En première position l’État, dans l’intérêt de la majorité du peuple, de la majorité des pauvres. En seconde position les grands partis, en comptant dans les deux capitales, mettons cent ou deux cent mille voix. En troisième les partis de moindre importance, et ensuite tout groupe de citoyen ayant un nombre déterminé de membres ou ayant réuni un nombre déterminé de voix ». Le principe de la liberté soviétique de la presse est donc garanti en même temps que la priorité à la presse des organes unitaires, des soviets eux-mêmes.

Le décret pris contre la bourgeoisie, et rédigé par Lénine en personne, le 28 octobre définissait comme « provisoires » les mesures de rétorsion prises contre la presse bourgeoise :

« Dès que le nouveau régime deviendra fort, on mettra fin à toute pression administrative sur la presse ; elle jouira d’une liberté totale dans les limites de sa responsabilité judiciaire, selon les dispositions de la loi la plus libérale et la plus progressiste. »

Une telle conception de la presse dans une société socialiste, devrait se traduire, dès à présent, dans la presse du mouvement ouvrier par des pratiques, qui, dans la mesure du possible, soient conformes au projet :

– échanges de tribunes et confrontations sous forme de débat entre les organisations ouvrières ;
– respect entre organisations ouvrières des règles de droit de réponse ;
– priorité donnée sans contrôle, ni restriction, aux textes, documents, communiqués, émanant des structures unitaires et démocratiques (assemblées intersyndicales de base, comités élus, assemblées) qui ne sont encore ni assez permanents, ni assez étendus pour avoir leur propre presse.

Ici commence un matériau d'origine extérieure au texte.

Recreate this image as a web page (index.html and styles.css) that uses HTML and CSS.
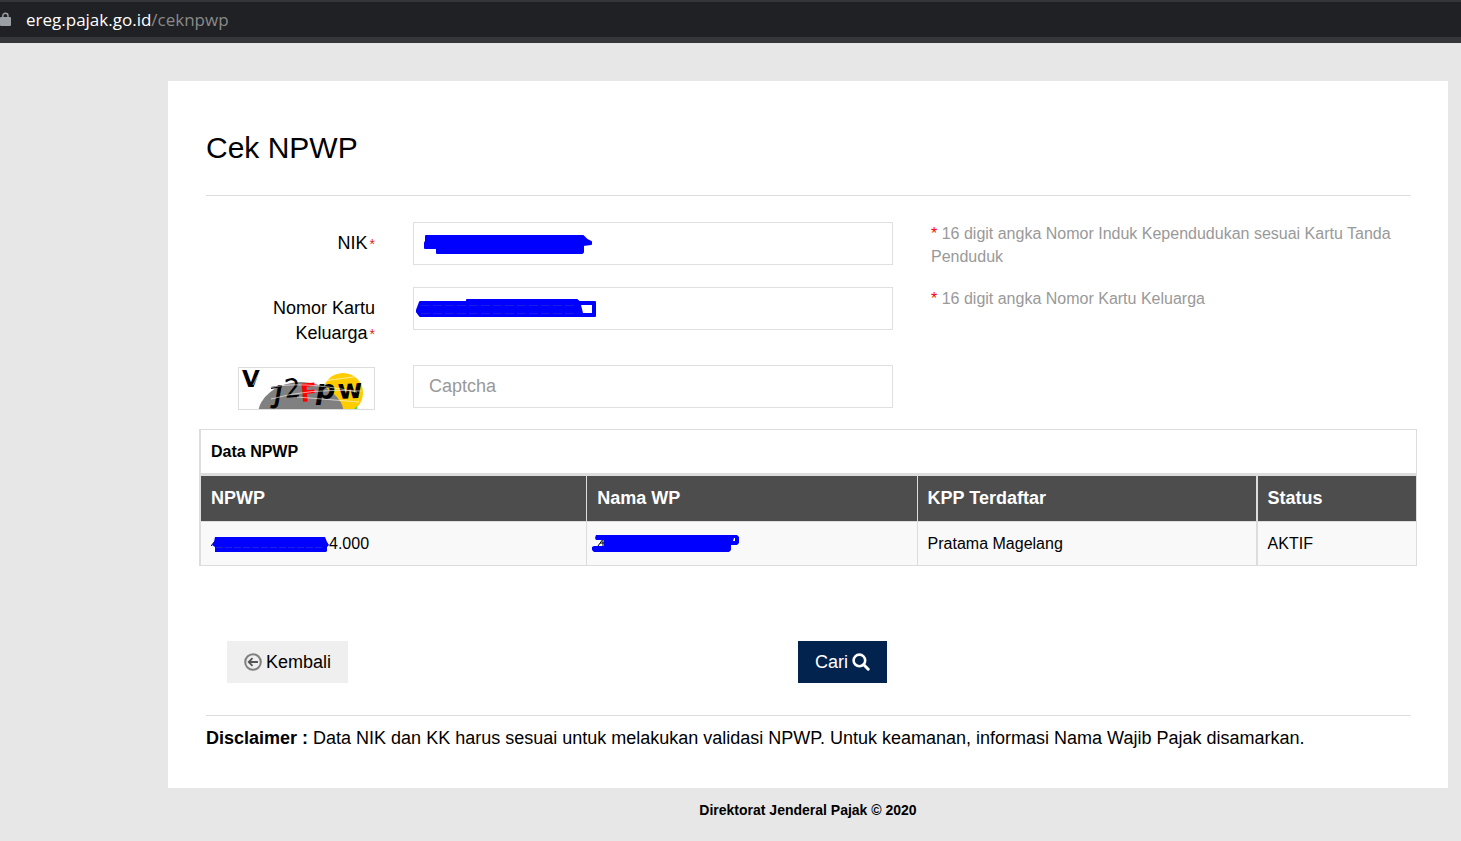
FILE: index.html
```html
<!DOCTYPE html>
<html lang="id">
<head>
    <meta charset="UTF-8">
    <meta name="viewport" content="width=device-width, initial-scale=1.0">
    <title>Cek NPWP</title>
    <link rel="stylesheet" href="styles.css">
</head>
<body>
    <div class="address-bar">
        <svg class="lock" width="11" height="15" viewBox="0 0 11 15">
            <path d="M2.8 6V3.8a2.6 2.6 0 0 1 5.2 0V6" fill="none" stroke="#9aa0a6" stroke-width="1.4"/>
            <rect x="0" y="5" width="11" height="9" rx="1" fill="#9aa0a6"/>
        </svg>
        <span class="url">ereg.pajak.go.id<span class="path">/ceknpwp</span></span>
    </div>

    <div class="page">
        <main class="panel">
            <h1 class="title">Cek NPWP</h1>

            <form onsubmit="return false">
                <div class="form-grid">
                    <label class="label" for="nik">NIK<span class="req">*</span></label>
                    <div class="field">
                        <input type="text" id="nik">
                        <svg class="scribble" width="190" height="43" viewBox="0 0 190 43">
                            <path d="M13 14H170L174 18L178 20V22L170 23V30L169 31H24V26H12V21L13 19Z" fill="#00f" stroke="#00f" stroke-width="2" stroke-linejoin="round"/>
                        </svg>
                    </div>
                    <p class="help"><span class="star">*</span> 16 digit angka Nomor Induk Kependudukan sesuai Kartu Tanda Penduduk</p>

                    <label class="label" for="kk">Nomor Kartu Keluarga<span class="req">*</span></label>
                    <div class="field">
                        <input type="text" id="kk">
                        <svg class="scribble" width="190" height="43" viewBox="0 0 190 43">
                            <path d="M7 15H54V13H164L166 15H182V29H7L4 25V23Z" fill="#00f" stroke="#00f" stroke-width="2" stroke-linejoin="round"/>
                            <path d="M168 18H179V26H170Z" fill="#fff"/>
                            <path d="M8 18.5H163M8 26.5H165" stroke="#1c1ce0" stroke-dasharray="9 3" fill="none"/>
                        </svg>
                    </div>
                    <p class="help"><span class="star">*</span> 16 digit angka Nomor Kartu Keluarga</p>

                    <svg class="captcha" viewBox="0 0 135 41" role="img" aria-label="Captcha">
                        <circle cx="104" cy="25" r="20" fill="#fc0"/>
                        <ellipse cx="62" cy="47" rx="43" ry="33" fill="#808080"/>
                        <g font-family="DejaVu Sans, sans-serif">
                            <text x="3" y="19" font-size="23" font-weight="bold">V</text>
                            <text x="34" y="35" font-size="25" stroke="#000" transform="rotate(10 34 35)">J</text>
                            <path d="M32 20L43 18" stroke="#000" stroke-width="2"/>
                            <text x="46" y="30" font-size="26" transform="rotate(-5 46 30)">2</text>
                            <text x="62" y="34" font-size="25" font-weight="bold" fill="#f00" transform="rotate(-5 62 34)">F</text>
                            <text x="77" y="31" font-size="27" font-weight="bold" font-style="italic">p</text>
                            <text x="99" y="31" font-size="27" font-weight="bold" transform="rotate(-3 99 31)">w</text>
                        </g>
                        <path d="M30 20Q60 12 118 24M32 31Q70 20 122 23M14 17L21 3M84 13L121 8M58 29L120 34" stroke="#fff" stroke-opacity=".6" fill="none"/>
                        <path d="M115 41L118 38V41Z" fill="#4d4"/>
                    </svg>
                    <div class="field">
                        <input type="text" id="captcha" placeholder="Captcha" aria-label="Captcha">
                    </div>
                </div>

                <table class="data">
                    <colgroup>
                        <col class="col-npwp">
                        <col class="col-nama">
                        <col class="col-kpp">
                        <col class="col-status">
                    </colgroup>
                    <thead>
                        <tr class="caption-row"><th colspan="4">Data NPWP</th></tr>
                        <tr class="head-row">
                            <th>NPWP</th>
                            <th>Nama WP</th>
                            <th>KPP Terdaftar</th>
                            <th>Status</th>
                        </tr>
                    </thead>
                    <tbody>
                        <tr>
                            <td>
                                <span class="masked">
                                    <svg width="118" height="20" viewBox="0 0 118 20">
                                        <path d="M0 12L4 7" stroke="#000" fill="none"/>
                                        <path d="M4 3H114L116 8L118 11L116 13V17L115 18H4V13L1 11L3 8Z" fill="#00f"/>
                                        <path d="M5 13.5H113" stroke="#2020e0" stroke-dasharray="7 2" fill="none"/>
                                    </svg>4.000
                                </span>
                            </td>
                            <td>
                                <span class="masked masked-name">
                                    <svg width="148" height="20" viewBox="0 0 148 20">
                                        <path d="M6 12L11 5V12M8 9H12" stroke="#000" fill="none"/>
                                        <path d="M4 1H145L147 3V9L145 11H139V16L137 18H2L0 16V13L2 12H12V6H4L3 4Z" fill="#00f"/>
                                        <path d="M142 4H143V7H141Z" fill="#fff"/>
                                    </svg>
                                </span>
                            </td>
                            <td>Pratama Magelang</td>
                            <td>AKTIF</td>
                        </tr>
                    </tbody>
                </table>

                <div class="form-grid">
                    <div class="actions">
                        <button type="button" class="btn btn-back">
                            <svg width="18" height="18" viewBox="0 0 18 18" fill="none">
                                <circle cx="9" cy="9" r="7.8" stroke="#808080" stroke-width="2"/>
                                <path d="M14 9H5M8.5 5.2L4.7 9L8.5 12.8" stroke="#555" stroke-width="1.8"/>
                            </svg>
                            Kembali
                        </button>
                        <button type="submit" class="btn btn-search">
                            Cari
                            <svg width="18" height="18" viewBox="0 0 18 18" fill="none" stroke="#fff">
                                <circle cx="7.4" cy="7.4" r="5.8" stroke-width="2.6"/>
                                <path d="M11.8 11.8L16.2 16.2" stroke-width="3" stroke-linecap="round"/>
                            </svg>
                        </button>
                    </div>
                </div>
            </form>

            <p class="disclaimer"><b>Disclaimer :</b> Data NIK dan KK harus sesuai untuk melakukan validasi NPWP. Untuk keamanan, informasi Nama Wajib Pajak disamarkan.</p>
        </main>
        <footer class="footer">Direktorat Jenderal Pajak © 2020</footer>
    </div>
</body>
</html>
```
FILE: styles.css
```css
* { box-sizing: border-box; }
body { margin: 0; background: #e7e7e7; color: #000; font-family: "Liberation Sans", Arial, sans-serif; font-size: 18px; line-height: 25px; }

.address-bar { display: flex; align-items: center; gap: 15px; height: 43px; background: #202124; border-top: 2px solid #35363a; border-bottom: 6px solid #35363a; }
.url { font-family: "Open Sans", "Noto Sans", sans-serif; font-size: 17px; color: #fff; }
.path { color: #8a8a8a; }

.page { margin: 38px 13px 0 168px; }
.panel { background: #fff; padding: 47px 37px 37px 38px; }
.title { margin: 0 0 26px; padding-bottom: 27px; border-bottom: 1px solid #ddd; font-size: 30px; font-weight: normal; line-height: 40px; }

.form-grid { display: grid; grid-template-columns: 169fr 480fr 480fr; gap: 19px 38px; align-items: start; }
.label { padding-top: 9px; text-align: right; }
.req { margin-left: 2px; color: #e02222; font-size: 14px; line-height: 14px; }
.star { color: #f00; }
.help { margin: 0; color: #999; font-size: 16px; line-height: 23px; }

.field { position: relative; }
.field input { display: block; width: 100%; height: 43px; padding: 0 15px; border: 1px solid #e0e0e0; background: #fff; font: inherit; }
.field input::placeholder { color: #999; }
.scribble { position: absolute; top: 0; left: 0; pointer-events: none; }
.captcha { justify-self: end; width: 137px; height: 43px; margin-top: 2px; border: 1px solid #ddd; }

.data { width: calc(100% + 13px); margin: 19px -6px 75px -7px; table-layout: fixed; border: 1px solid #ddd; border-left-width: 2px; border-spacing: 0; font-size: 16px; line-height: 23px; text-align: left; }
.data th, .data td { padding: 10px; }
.col-npwp { width: 31.7%; }
.col-nama { width: 27.2%; }
.col-kpp { width: 27.9%; }
.col-status { width: 13.2%; }
.caption-row th { border-bottom: 3px solid #ddd; }
.head-row th { background: #4d4d4d; color: #fff; font-size: 18px; line-height: 25px; border-bottom: 1px solid #ddd; }
.head-row th + th, .data td + td { border-left: 1px solid #ddd; }
.head-row th:last-child, .data td:last-child { border-left-width: 2px; }
.data td { background: #f9f9f9; }
.masked { display: flex; align-items: center; }
.masked-name { margin-left: -5px; }

.actions { grid-column: span 2; display: flex; justify-content: space-between; padding: 0 6px 0 21px; }
.btn { display: flex; align-items: center; gap: 4px; height: 42px; padding: 0 17px; border: 0; font: inherit; cursor: pointer; }
.btn-back { background: #efefef; color: #000; }
.btn-search { background: #03234f; color: #fff; }

.disclaimer { margin: 32px 0 0; padding-top: 10px; border-top: 1px solid #ddd; }
.footer { padding-top: 10px; text-align: center; font-size: 14px; font-weight: bold; }
```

Combien de fois L’Humanité a-t-elle ouvert ses colonnes à des groupes politiques ou à des sections syndicales, ou des comités de soldats, ou des comités centraux de grève lycéens, apprentis ou étudiants, lorsqu’ils n’étaient pas sur les strictes positions du PCF ? Combien de fois a-t-elle rendu compte de la conférence de presse ou du congrès d’une organisation révolutionnaire ?

Quatrième test : la démocratie interne des organisations

Enfin, l’une des meilleures façons de prouver son engagement dans la voie de la démocratie ouvrière, c’est de respecter les règles d’un fonctionnement démocratique, qu’elles qu’en soient les difficultés au sein de sa propre organisation.

Le PCF croit manifester la vitalité de sa démocratie interne en publiant dans L’Humanité et France Nouvelle des tribunes de débat. Mais la direction garde toute latitude de trier et sélectionner des tribunes… et Marchais de réviser seul la clause des statuts sur la « dictature du prolétariat » !

La démocratie interne d’une organisation ouvrière ne se limite pas à ces trompe-l’œil. Elle nécessite, dans les préparations de débats nationaux, le droit pour les minorités à se réunir pour mettre au point leurs positions, de les faire publier, de se déplacer dans le parti pour les défendre. donc de former des tendances. Nous avons toujours respecté ce droit. Lors de notre dernier congrès, quatre tendances étaient en présence. Cette libre confrontation des positions n’empêche pas la Ligue d’intervenir et de se développer, unie dans l’action, disciplinée à l’heure de la lutte. Nombre de camarades parmi nous ont été exclus du PCF en 1965 pour s’être opposé au soutien à la candidature Mitterrand, certains sans même pouvoir s’exprimer devant leurs cellules. Combien « d’affaires » et d’exclus, de Marty à Garaudy en passant par Tillon, dont les militants n’apprenaient la faute qu’après coup, quand le « coupable » était déjà jugé et condamné, hors d’état de se défendre.

Le droit de tendance n’avait été suspendu par le Xe congrès du Parti bolchevique qu’à titre provisoire et exceptionnel, au lendemain d’une guerre civile sans merci. Mais, dès 1917, Lénine se prononçait vivement pour la garantie des droits des minorités : « Il est nécessaire de garantir dans les statuts du parti, les droits de n’importe quelle minorité, afin de faire dévier les sources constantes et inévitables de contradictions, de mécontentement et d’agacement hors du vieux lit mesquin des scandales et des commérages vers le lit encore inhabituel de l’affrontement logique et digne des convictions. »

On chercherait en vain ce qui garantit aujourd’hui dans les statuts du PCF de tels droits pour les minorités éventuelles. Or, aucune condition exceptionnelle ne justifie en France la restriction de la démocratie interne du Parti.